So yeah, I don't know what you were thinking, Apple, but maybe, just maybe, you got this one wrong and created a significant opportunity for someone else. I don't want another device in my pocket, and for doing something as SIMPLE as playing music files, I don't need a dedicated device.
So obviously cell phones pose a valid threat to the venerable iPod.
Cellphone + iPod: Well, the iPod gives you at least 10 hours of music before you recharge and when it gets low you can still use your phone. The cellphone that can just about go a long weekend on standby between charges. Used to be longer, but they started adding more functions and making them smaller... but they seem to be hitting a wall, at least they've stopped getting worse. Maybe people are pushing back on the battery problem at last.
Cellphone playing MP3s: Hell, I gave up using my PDA to play MP3s because I was tired of not being able to get at my calendar because I was conserving my battery... and my PDA didn't have to run a radio transceiver full time. I can't see how this could ever have seemed like a good idea to anyone who really needed to use their phone as a phone.
Well, somebody is downloading enough from iTunes to make others want a larger piece of the pie. If there wasn't any money in it why would that be? It's been reported that iTunes has had over 500 million sales at ten cents a song, that's $5 million in profits.
$5 million in profits for running an on-line store is a pretty good return on capital.
Oops, that should read $50 million in profits, not $5million.
The idea is that his company provided a linkage of satellites which was put into orbit and rented by various customers, (like his company), to transmit news and videos, etc., to different cities in the blink of an eye. For this service, the said company charged a lot of money.
As the internet became a growing reality, and email a popular new service, my friend observed a conversation between the boss and a subordinate who had asked the following question. . .
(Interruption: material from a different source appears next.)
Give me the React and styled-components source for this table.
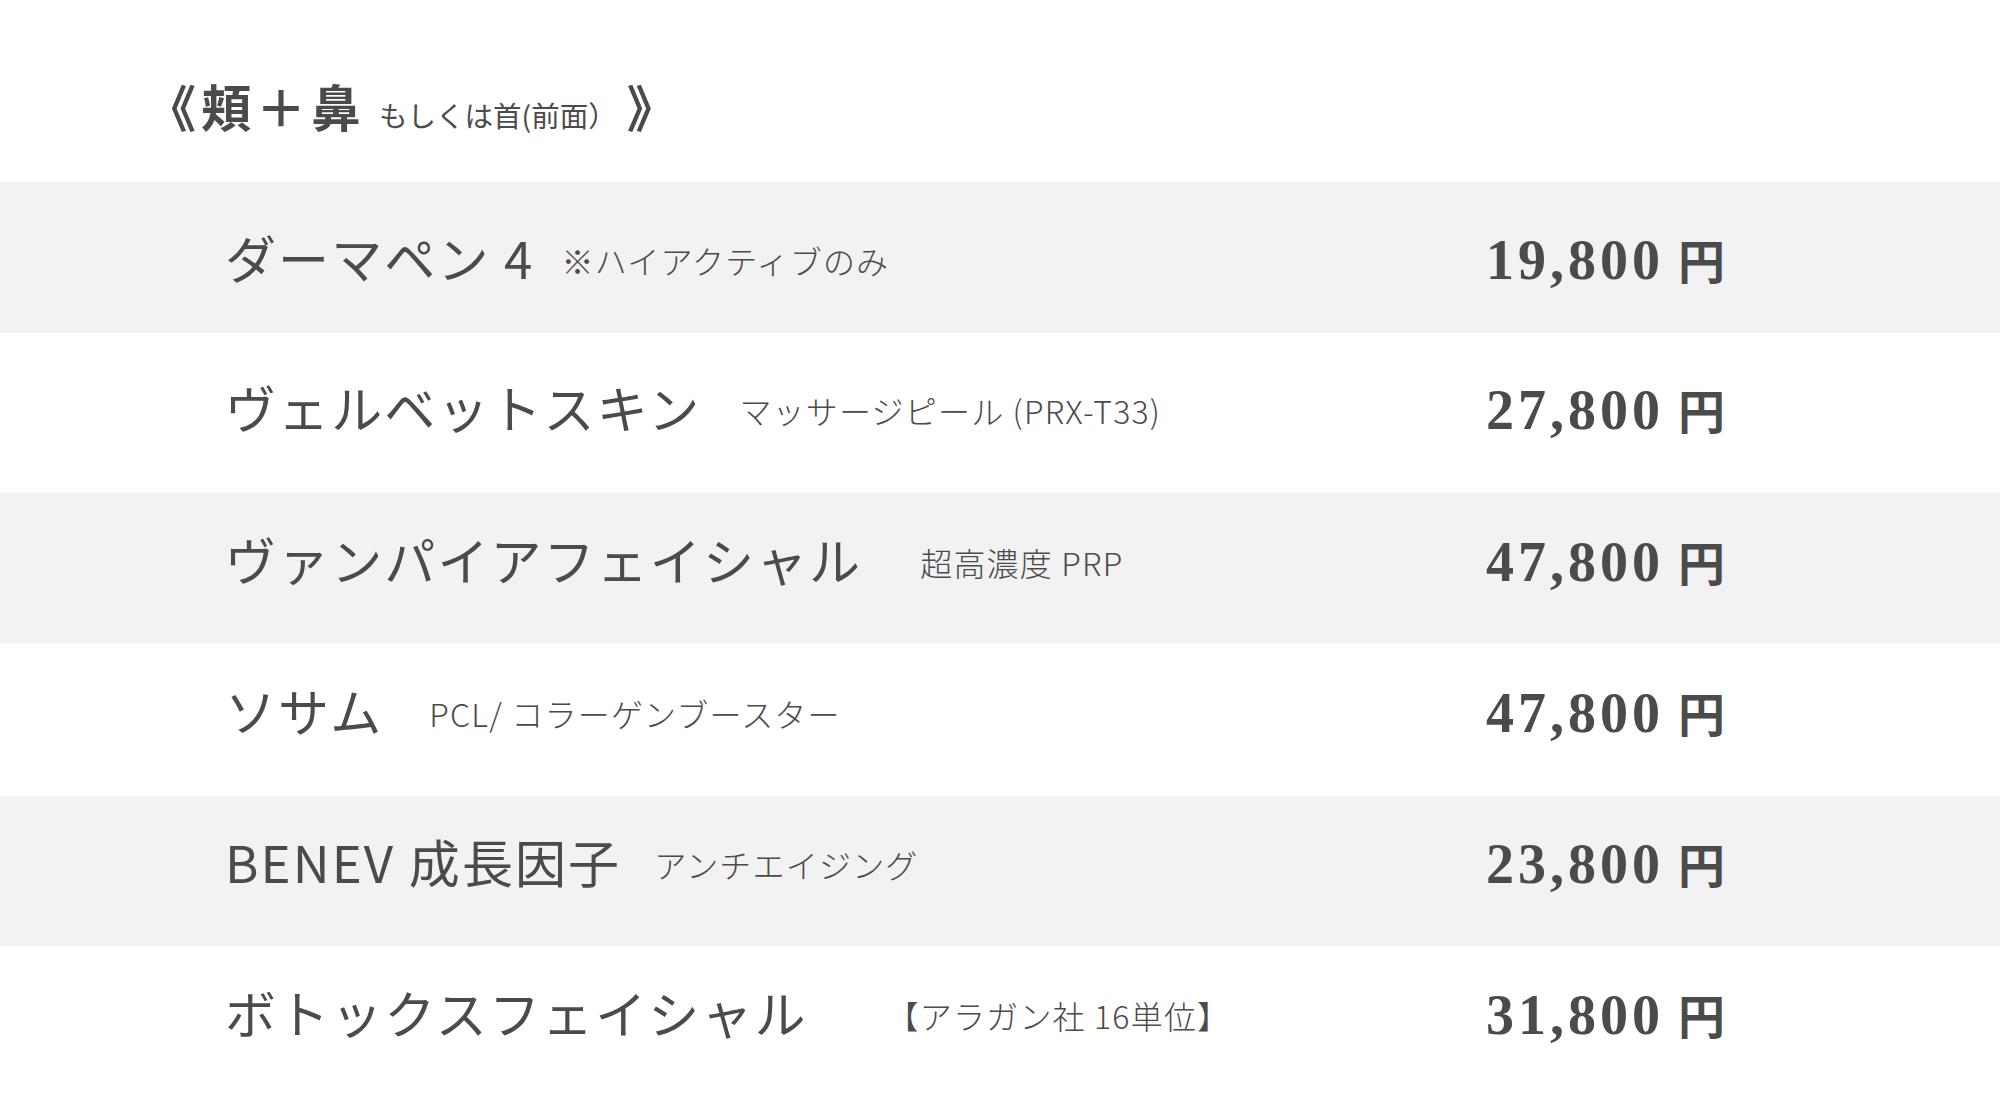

While I don't know if it was deliberate manipulation, general incompetence or budgetary concerns which drove Apple's decision, I DO know having witnessed it a few times in a few other industries, that the fear of losing one's viability and relevance (and your pay check) drives people to distraction in a big, big way. That fear can make people do some pretty extreme things. --It sometimes sounds a bit silly until you find yourself in the middle of watching your living fall out from under you, but when it happens, you start acting funny. It's like talking about relationship problems other people might be experiencing, and being right in the middle of your own relationship problems; Fear and Jealousy and similar instincts bubble up from different, older parts of the brain, (the parts we share with reptiles and lower animals), and which fight to overcome the more rational, more evolved elements of the brain.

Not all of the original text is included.